### EXERCISE GOAL
Return the lines where the word "this" occurs.

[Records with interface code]
————————

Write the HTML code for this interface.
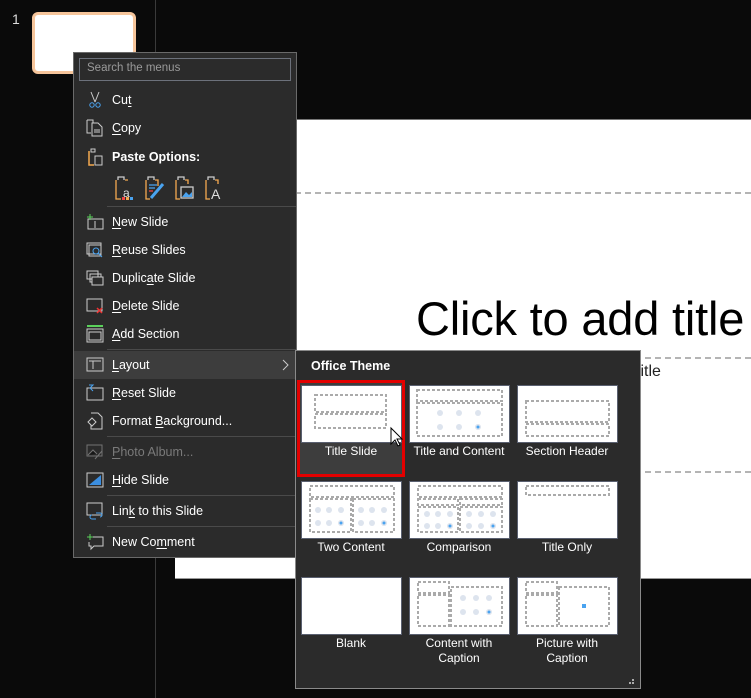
<!DOCTYPE html>
<html><head><meta charset="utf-8"><style>
*{margin:0;padding:0;box-sizing:border-box}
body{width:751px;height:698px;background:#0a0a0a;position:relative;overflow:hidden;font-family:"Segoe UI","Liberation Sans",sans-serif;}
.abs{position:absolute}
.mi{position:absolute;left:112px;color:#fff;font-size:12.5px;line-height:16px;white-space:nowrap}
.ic{position:absolute;left:86px;width:18px;height:18px}
.sep{position:absolute;left:107px;width:189px;height:1px;background:#4a4a4a}
.lb{position:absolute;width:108px;text-align:center;color:#fff;font-size:12px;line-height:15px}
u{text-decoration:underline;text-underline-offset:2px}
</style></head><body>
<div class="abs" style="left:155px;top:0;width:1px;height:698px;background:#3a3a3a"></div>
<div class="abs" style="left:12px;top:11px;color:#ddd;font-size:14px">1</div>
<div class="abs" style="left:32px;top:12px;width:104px;height:62px;border:3px solid #f6c59b;border-radius:6px;background:#fff"></div>
<div class="abs" style="left:175px;top:119px;width:576px;height:460px;background:#fff;border-top:1px solid #777;border-bottom:1px solid #999"></div>
<div class="abs" style="left:175px;top:192px;width:576px;border-top:2px dashed #b4b4b4"></div>
<div class="abs" style="left:175px;top:357px;width:576px;border-top:2px dashed #b4b4b4"></div>
<div class="abs" style="left:175px;top:471px;width:576px;border-top:2px dashed #b4b4b4"></div>
<div class="abs" style="left:416px;top:291px;font-size:47px;color:#000;font-family:'Liberation Sans',sans-serif;white-space:nowrap;letter-spacing:-0.2px">Click to add title</div>
<div class="abs" style="left:636px;top:363px;font-size:16px;color:#222;font-family:'Liberation Sans',sans-serif">title</div>

<div class="abs" style="left:73px;top:52px;width:224px;height:506px;background:#2b2b2b;border:1px solid #6a6a6a"></div>
<div class="abs" style="left:79px;top:58px;width:212px;height:23px;border:1px solid #6c717b;background:#2b2b2b;color:#9a9a9a;font-size:11.5px;padding:3px 7px">Search the menus</div>

<svg class="ic" style="top:91px" viewBox="0 0 18 18"><path d="M5 1l4 10M13 1l-4 10" stroke="#ccc" fill="none"/><circle cx="6" cy="14" r="2.2" stroke="#4aa3f0" fill="none"/><circle cx="12" cy="14" r="2.2" stroke="#4aa3f0" fill="none"/></svg>
<div class="mi" style="top:92px">Cu<u>t</u></div>
<svg class="ic" style="top:119px" viewBox="0 0 18 18"><path d="M1 1h6v3M1 1v13h4M6 4h6l4 4v9H6z" stroke="#ccc" fill="none"/><path d="M8 11h6M8 13h6" stroke="#ccc"/></svg>
<div class="mi" style="top:120px"><u>C</u>opy</div>
<svg class="ic" style="top:148px" viewBox="0 0 18 18"><path d="M3 3v14h5" stroke="#f4a950" stroke-width="1.5" fill="none"/><path d="M5 1h4v3H5z" stroke="#ccc" fill="none"/><path d="M9 8h7v9H9z" stroke="#ccc" fill="none"/></svg>
<div class="mi" style="top:149px;font-weight:bold">Paste Options:</div>
<svg class="abs" style="left:113px;top:176px" width="115" height="24" viewBox="0 0 115 24"><g fill="none" stroke-width="1.3"><path d="M3 4v19h5M12 4h3" stroke="#f4a950"/><path d="M5 4V1h6v3" stroke="#ccc"/><text x="10" y="21" fill="#ddd" stroke="none" font-size="12" font-family="Liberation Sans">a</text><rect x="9" y="21" width="3" height="3" fill="#e44" stroke="none"/><rect x="13" y="21" width="3" height="3" fill="#f4a950" stroke="none"/><rect x="17" y="21" width="3" height="3" fill="#4aa3f0" stroke="none"/>
<path d="M33 4v19h4M42 4h3v6" stroke="#f4a950"/><path d="M35 4V1h6v3" stroke="#ccc"/><path d="M36 9h8M36 12h6" stroke="#4aa3f0"/><path d="M36 15h4" stroke="#e44"/><path d="M50 8L38 22" stroke="#4aa3f0" stroke-width="3"/>
<path d="M63 4v19h4M72 4h3v4" stroke="#f4a950"/><path d="M65 4V1h6v3" stroke="#ccc"/><rect x="68" y="11" width="12" height="11" stroke="#ccc"/><path d="M69 21l4-5 3 3 3-3v5z" fill="#4aa3f0" stroke="none"/>
<path d="M93 4v19h4M102 4h3v4" stroke="#f4a950"/><path d="M95 4V1h6v3" stroke="#ccc"/><text x="98" y="23" fill="#ddd" stroke="none" font-size="14" font-family="Liberation Sans">A</text></g></svg>
<div class="sep" style="top:206px"></div>

<svg class="ic" style="top:213px" viewBox="0 0 18 18"><rect x="2" y="6" width="15" height="10" stroke="#ccc" fill="none"/><path d="M4 1v6M1 4h6" stroke="#5ad15a"/><path d="M9 8v7" stroke="#ccc"/></svg>
<div class="mi" style="top:214px"><u>N</u>ew Slide</div>
<svg class="ic" style="top:241px" viewBox="0 0 18 18"><rect x="1" y="2" width="14" height="11" stroke="#ccc" fill="none"/><rect x="3" y="4" width="12" height="11" stroke="#ccc" fill="none"/><circle cx="10" cy="10" r="3" stroke="#4aa3f0" fill="none"/><path d="M12 12l4 4" stroke="#4aa3f0"/></svg>
<div class="mi" style="top:242px"><u>R</u>euse Slides</div>
<svg class="ic" style="top:269px" viewBox="0 0 18 18"><rect x="1" y="2" width="11" height="8" stroke="#ccc" fill="none"/><rect x="4" y="5" width="11" height="8" stroke="#ccc" fill="none" /><rect x="6" y="8" width="11" height="8" stroke="#ccc" fill="#2b2b2b"/></svg>
<div class="mi" style="top:270px">Duplic<u>a</u>te Slide</div>
<svg class="ic" style="top:297px" viewBox="0 0 18 18"><rect x="1" y="2" width="15" height="12" stroke="#ccc" fill="none"/><path d="M11 11l5 5M16 11l-5 5" stroke="#e33" stroke-width="1.5"/></svg>
<div class="mi" style="top:298px"><u>D</u>elete Slide</div>
<svg class="ic" style="top:325px" viewBox="0 0 18 18"><path d="M1 1h16" stroke="#5ad15a" stroke-width="2"/><rect x="1" y="4" width="16" height="13" stroke="#ccc" fill="none"/><rect x="3" y="7" width="12" height="8" stroke="#ccc" fill="none"/></svg>
<div class="mi" style="top:326px"><u>A</u>dd Section</div>
<div class="sep" style="top:349px"></div>

<div class="abs" style="left:74px;top:351px;width:222px;height:28px;background:#3d3d3d"></div>
<svg class="ic" style="top:356px" viewBox="0 0 18 18"><rect x="1" y="2" width="16" height="13" stroke="#ccc" fill="none"/><path d="M3 5h12M7 5v8" stroke="#ccc"/></svg>
<div class="mi" style="top:357px"><u>L</u>ayout</div>
<svg class="abs" style="left:281px;top:359px" width="8" height="12"><path d="M2 1l5 5-5 5" stroke="#ccc" fill="none"/></svg>
<svg class="ic" style="top:384px" viewBox="0 0 18 18"><rect x="1" y="4" width="16" height="12" stroke="#ccc" fill="none"/><path d="M3 1h4l-3 3 3 3" stroke="#4aa3f0" fill="none"/></svg>
<div class="mi" style="top:385px"><u>R</u>eset Slide</div>
<svg class="ic" style="top:412px" viewBox="0 0 18 18"><path d="M5 1h7l4 4v12H5v-4" stroke="#ccc" fill="none"/><path d="M2 10l4-4 4 4-4 4z" stroke="#ccc" fill="none"/></svg>
<div class="mi" style="top:413px">Format <u>B</u>ackground...</div>
<div class="sep" style="top:436px"></div>
<svg class="ic" style="top:443px;opacity:.45" viewBox="0 0 18 18"><rect x="1" y="2" width="15" height="11" stroke="#ccc" fill="none"/><path d="M2 12l5-5 4 4M9 16l7-8" stroke="#ccc"/></svg>
<div class="mi" style="top:444px;color:#7a7a7a"><u>P</u>hoto Album...</div>
<svg class="ic" style="top:471px" viewBox="0 0 18 18"><rect x="1" y="2" width="16" height="14" stroke="#ccc" fill="none"/><path d="M3 14L15 4v10z" fill="#3b8ee0"/></svg>
<div class="mi" style="top:472px"><u>H</u>ide Slide</div>
<div class="sep" style="top:495px"></div>
<svg class="ic" style="top:502px" viewBox="0 0 18 18"><rect x="1" y="1" width="15" height="12" stroke="#ccc" fill="none"/><path d="M6 13a2 2 0 0 0 0 4h4M10 11h4a2 2 0 0 1 0 4" stroke="#4aa3f0" fill="none"/></svg>
<div class="mi" style="top:503px">Lin<u>k</u> to this Slide</div>
<div class="sep" style="top:526px"></div>
<svg class="ic" style="top:533px" viewBox="0 0 18 18"><path d="M7 4h10v9H8l-3 3v-3H3V9" stroke="#ccc" fill="none"/><path d="M4 1v6M1 4h6" stroke="#5ad15a"/></svg>
<div class="mi" style="top:534px">New Co<u>m</u>ment</div>

<div class="abs" style="left:295px;top:350px;width:346px;height:339px;background:#2b2b2b;border:1px solid #8a8a8a"></div>
<div class="abs" style="left:311px;top:359px;color:#fff;font-size:12.5px;font-weight:bold">Office Theme</div>
<div class="abs" style="left:297px;top:380px;width:108px;height:97px;background:#3d3d3d;border:3px solid #e30000"></div>

<svg class="abs" style="left:0;top:0" width="751" height="698" viewBox="0 0 751 698">
<g fill="#fff" stroke="#5a6070">
<rect x="301.5" y="385.5" width="100" height="57"/><rect x="409.5" y="385.5" width="100" height="57"/><rect x="517.5" y="385.5" width="100" height="57"/>
<rect x="301.5" y="481.5" width="100" height="57"/><rect x="409.5" y="481.5" width="100" height="57"/><rect x="517.5" y="481.5" width="100" height="57"/>
<rect x="301.5" y="577.5" width="100" height="57"/><rect x="409.5" y="577.5" width="100" height="57"/><rect x="517.5" y="577.5" width="100" height="57"/>
</g>
<g fill="none" stroke="#aaa" stroke-width="2" stroke-dasharray="3,2">
<rect x="315" y="395" width="71" height="17"/><rect x="315" y="414" width="71" height="14"/>
<rect x="417" y="390" width="85" height="11"/><rect x="417" y="403" width="85" height="33"/>
<rect x="526" y="401" width="83" height="21"/><rect x="526" y="424" width="83" height="12"/>
<rect x="310" y="486" width="84" height="11"/><rect x="310" y="499" width="41" height="33"/><rect x="353" y="499" width="41" height="33"/>
<rect x="418" y="486" width="84" height="11"/><rect x="418" y="499" width="40" height="6"/><rect x="460" y="499" width="42" height="6"/><rect x="418" y="507" width="40" height="25"/><rect x="460" y="507" width="42" height="25"/>
<rect x="526" y="486" width="83" height="9"/>
<rect x="418" y="582" width="31" height="11"/><rect x="418" y="595" width="31" height="31"/><rect x="451" y="587" width="51" height="39"/>
<rect x="526" y="582" width="31" height="11"/><rect x="526" y="595" width="31" height="31"/><rect x="559" y="587" width="50" height="39"/>
</g>
<g fill="#dde4ee">
<circle cx="440" cy="413" r="3"/><circle cx="459" cy="413" r="3"/><circle cx="478" cy="413" r="3"/><circle cx="440" cy="427" r="3"/><circle cx="459" cy="427" r="3"/><circle cx="478" cy="427" r="3"/>
<circle cx="318" cy="510" r="3"/><circle cx="329" cy="510" r="3"/><circle cx="341" cy="510" r="3"/><circle cx="318" cy="523" r="3"/><circle cx="329" cy="523" r="3"/><circle cx="341" cy="523" r="3"/>
<circle cx="361" cy="510" r="3"/><circle cx="372" cy="510" r="3"/><circle cx="384" cy="510" r="3"/><circle cx="361" cy="523" r="3"/><circle cx="372" cy="523" r="3"/><circle cx="384" cy="523" r="3"/>
<circle cx="427" cy="514" r="3"/><circle cx="438" cy="514" r="3"/><circle cx="450" cy="514" r="3"/><circle cx="427" cy="526" r="3"/><circle cx="438" cy="526" r="3"/><circle cx="450" cy="526" r="3"/>
<circle cx="469" cy="514" r="3"/><circle cx="481" cy="514" r="3"/><circle cx="493" cy="514" r="3"/><circle cx="469" cy="526" r="3"/><circle cx="481" cy="526" r="3"/><circle cx="493" cy="526" r="3"/>
<circle cx="463" cy="598" r="3"/><circle cx="476" cy="598" r="3"/><circle cx="489" cy="598" r="3"/><circle cx="463" cy="612" r="3"/><circle cx="476" cy="612" r="3"/><circle cx="489" cy="612" r="3"/>
</g>
<g fill="#4aa3f0"><circle cx="478" cy="427" r="1.5"/><circle cx="341" cy="523" r="1.5"/><circle cx="384" cy="523" r="1.5"/><circle cx="450" cy="526" r="1.5"/><circle cx="493" cy="526" r="1.5"/><circle cx="489" cy="612" r="1.5"/><rect x="582" y="604" width="4" height="4"/></g>
<path d="M391 428v16l4-4 3 6 2-1-3-6h5z" fill="#fff" stroke="#000"/>
<g fill="#aaa"><rect x="632" y="679" width="2" height="2"/><rect x="629" y="682" width="2" height="2"/><rect x="632" y="682" width="2" height="2"/></g>
</svg>

<div class="lb" style="left:297px;top:444px">Title Slide</div>
<div class="lb" style="left:405px;top:444px">Title and Content</div>
<div class="lb" style="left:513px;top:444px">Section Header</div>
<div class="lb" style="left:297px;top:540px">Two Content</div>
<div class="lb" style="left:405px;top:540px">Comparison</div>
<div class="lb" style="left:513px;top:540px">Title Only</div>
<div class="lb" style="left:297px;top:636px">Blank</div>
<div class="lb" style="left:405px;top:636px">Content with<br>Caption</div>
<div class="lb" style="left:513px;top:636px">Picture with<br>Caption</div>
</body></html>
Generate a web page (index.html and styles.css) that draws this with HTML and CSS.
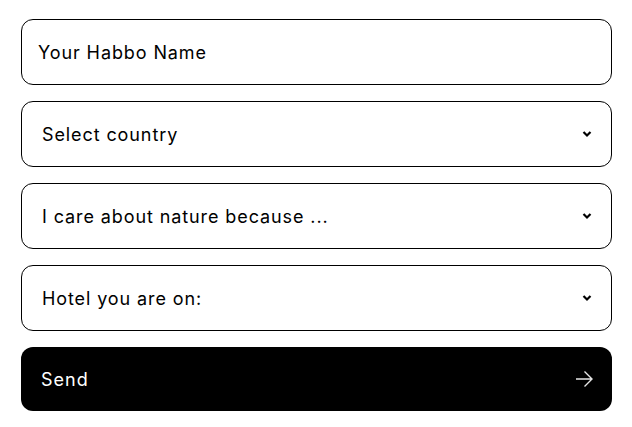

————————

### TASK RESPONSE
Write the HTML code for this interface.
<div class="mi" style="top:503px">Lin<u>k</u> to this Slide</div>
Generate a web page (index.html and styles.css) that draws this with HTML and CSS.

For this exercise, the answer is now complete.